Ruben Navarrette Jr. on

You're a hostage to the weather, blackmailed by labor unions, and subject to the whims of the market. You get up early to tend the crops, and stay up late doing the books. You worry about having enough water and enough workers.

You have to deal with insects one minute and politicians the next; one is a parasitic menace with an insatiable appetite that can wipe out a harvest because it usurps resources and only cares about its own survival. Then you have the bugs.

You are often played for a sucker by elected officials who see you as an ATM. Democrats take your money and promise to get you more water; Republicans take your money and promise you a dependable workforce. Neither delivers.

You inherit a farm from your father and spend your whole life caring for it with blood, sweat and tears -- only to have your own kids come back from college one day and announce that they don't want to be in the family business. Time to sell.

I don't speak for farmers. But, because I listen carefully when they speak to me, I can tell you there are five things they want you to know.

-- First, even if our national pride won't let us admit it, Americans are not going to do these jobs. Not ever. Most millennials would rather work for Apple in Silicon Valley than go pick apples in the Yakima Valley.

-- Second, farm work isn't unskilled labor.
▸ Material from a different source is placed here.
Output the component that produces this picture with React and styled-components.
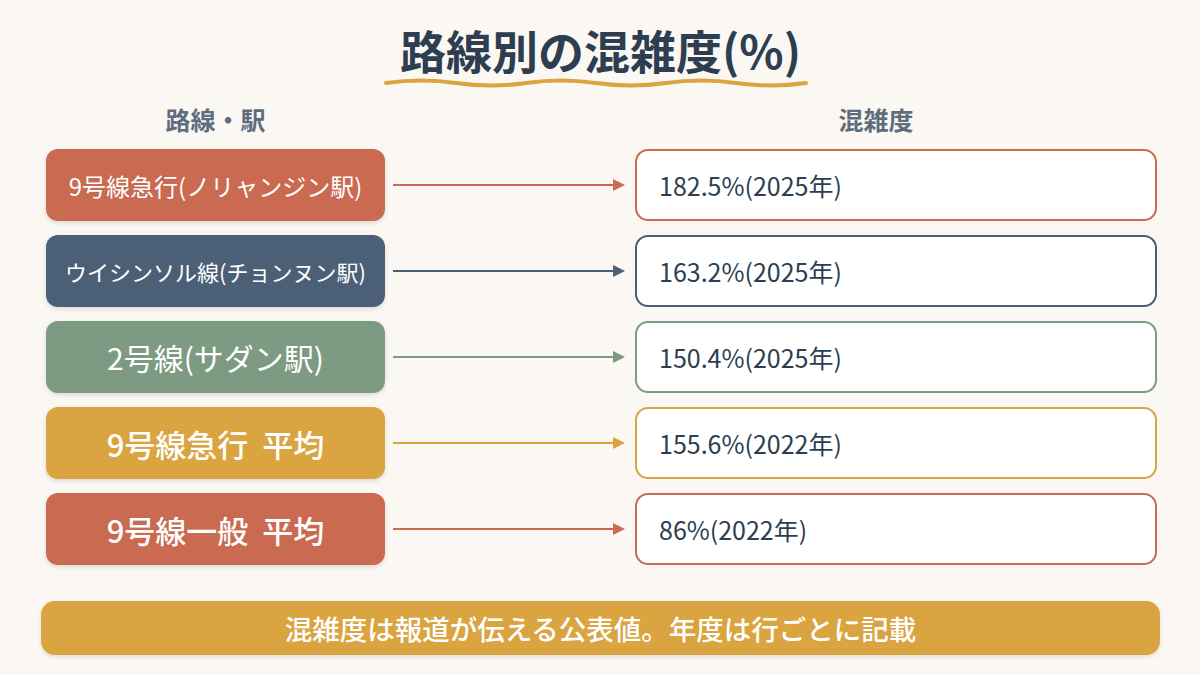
import React from "react";
import styled, { createGlobalStyle } from "styled-components";

const Global = createGlobalStyle`
  html, body { margin: 0; padding: 0; }
  body {
    background: #fbf7f3;
    font-family: "Noto Sans CJK JP", "Noto Sans", sans-serif;
  }
`;

const Page = styled.div`
  width: 1200px;
  height: 675px;
  box-sizing: border-box;
  padding: 21px 40px 0 41px;
  display: flex;
  flex-direction: column;
  align-items: stretch;
`;

const TitleWrap = styled.div`
  display: flex;
  flex-direction: column;
  align-items: center;
`;

const Title = styled.h1`
  margin: 0;
  font-size: 46px;
  line-height: 56px;
  font-weight: 700;
  color: #2c3e50;
`;

const Wave = styled.svg`
  display: block;
  width: 424px;
  height: 12px;
  margin-left: -9px;
`;

const Table = styled.div`
  margin: 15px 3px 0 5px;
  display: grid;
  grid-template-columns: 339px 250px 1fr;
  row-gap: 14px;
`;

const Header = styled.div`
  grid-column: ${(p) => p.$col};
  height: 30px;
  line-height: 30px;
  font-size: 25px;
  font-weight: 700;
  color: #5d6d7e;
  text-align: center;
  padding-right: ${(p) => p.$shift || 0}px;
  margin-bottom: 1px;
`;

const Label = styled.div`
  grid-column: 1;
  height: 72px;
  border-radius: 12px;
  background: ${(p) => p.$color};
  color: #fff;
  display: flex;
  align-items: center;
  justify-content: center;
  font-size: ${(p) => p.$size}px;
  font-weight: ${(p) => p.$weight};
  white-space: pre;
  box-shadow: 0 2px 5px rgba(0, 0, 0, 0.12);
`;

const ArrowCell = styled.div`
  grid-column: 2;
  display: flex;
  align-items: center;
  padding: 0 10px 0 8px;
`;

const ArrowLine = styled.div`
  flex: 1;
  height: 2px;
  background: ${(p) => p.$color};
`;

const ArrowHead = styled.div`
  width: 0;
  height: 0;
  border-top: 6px solid transparent;
  border-bottom: 6px solid transparent;
  border-left: 12px solid ${(p) => p.$color};
`;

const Value = styled.div`
  grid-column: 3;
  height: 72px;
  box-sizing: border-box;
  border: 2.5px solid ${(p) => p.$color};
  border-radius: 13px;
  background: #fff;
  display: flex;
  align-items: center;
  padding-left: 22px;
  font-size: 25px;
  font-weight: 400;
  color: #2c3e50;
`;

const Footer = styled.div`
  margin-top: 36px;
  height: 54px;
  border-radius: 14px;
  background: #daa440;
  color: #fff;
  display: flex;
  align-items: center;
  justify-content: center;
  font-size: 27.5px;
  font-weight: 500;
  box-shadow: 0 2px 5px rgba(0, 0, 0, 0.1);
`;

const rows = [
  { label: "9号線急行(ノリャンジン駅)", size: 24, weight: 400, color: "#c96a51", value: "182.5%(2025年)" },
  { label: "ウイシンソル線(チョンヌン駅)", size: 22, weight: 400, color: "#4b5f77", value: "163.2%(2025年)" },
  { label: "2号線(サダン駅)", size: 30, weight: 400, color: "#7c9b82", value: "150.4%(2025年)" },
  { label: "9号線急行  平均", size: 31, weight: 500, color: "#daa440", value: "155.6%(2022年)" },
  { label: "9号線一般  平均", size: 31, weight: 500, color: "#c96a51", value: "86%(2022年)" },
];

export default function App() {
  return (
    <>
      <Global />
      <Page>
        <TitleWrap>
          <Title>路線別の混雑度(%)</Title>
          <Wave viewBox="0 0 424 12">
            <path
              d="M2 6 Q 37 1 72 6 T 142 6 T 212 6 T 282 6 T 352 6 T 422 6"
              fill="none"
              stroke="#daa440"
              strokeWidth="4"
              strokeLinecap="round"
            />
          </Wave>
        </TitleWrap>
        <Table>
          <Header $col="1">路線・駅</Header>
          <Header $col="3" $shift={40}>混雑度</Header>
          {rows.map((r, i) => (
            <React.Fragment key={i}>
              <Label $color={r.color} $size={r.size} $weight={r.weight}>{r.label}</Label>
              <ArrowCell>
                <ArrowLine $color={r.color} />
                <ArrowHead $color={r.color} />
              </ArrowCell>
              <Value $color={r.color}>{r.value}</Value>
            </React.Fragment>
          ))}
        </Table>
        <Footer>混雑度は報道が伝える公表値。年度は行ごとに記載</Footer>
      </Page>
    </>
  );
}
Lawmakers who think that America should admit only "skilled" immigrants need to spend a few hours in the fields where human beings work with the speed of machines but with more precision.

-- Third, speaking of machines, while it may be convenient for restrictionists to dream about robots replacing farmworkers, that won't happen. Many crops still need to be picked by hand. Besides, anything with an "on" and "off" switch needs to be tended to by people.

 

-- Fourth, while it's easy for politicians to kick the immigration reform can down the road, farmers don't have the luxury of waiting 10 or 12 years to bring in their crops. They need a solution now.

-- And fifth, farmers aren't part of the "elites" who are supposedly keeping down the working-class. Often, the workers decide the wages that they're willing to work for. If they don't get that price, they'll go up the road to the next "Help Wanted" sign.

The populists are way off track. Farmers aren't the problem. And, out here in the real world, they're tired of being the scapegoats while the rest of America refuses to accept its aversion to hard work.

An aversion that explains why there are so many "Help Wanted" signs in the first place.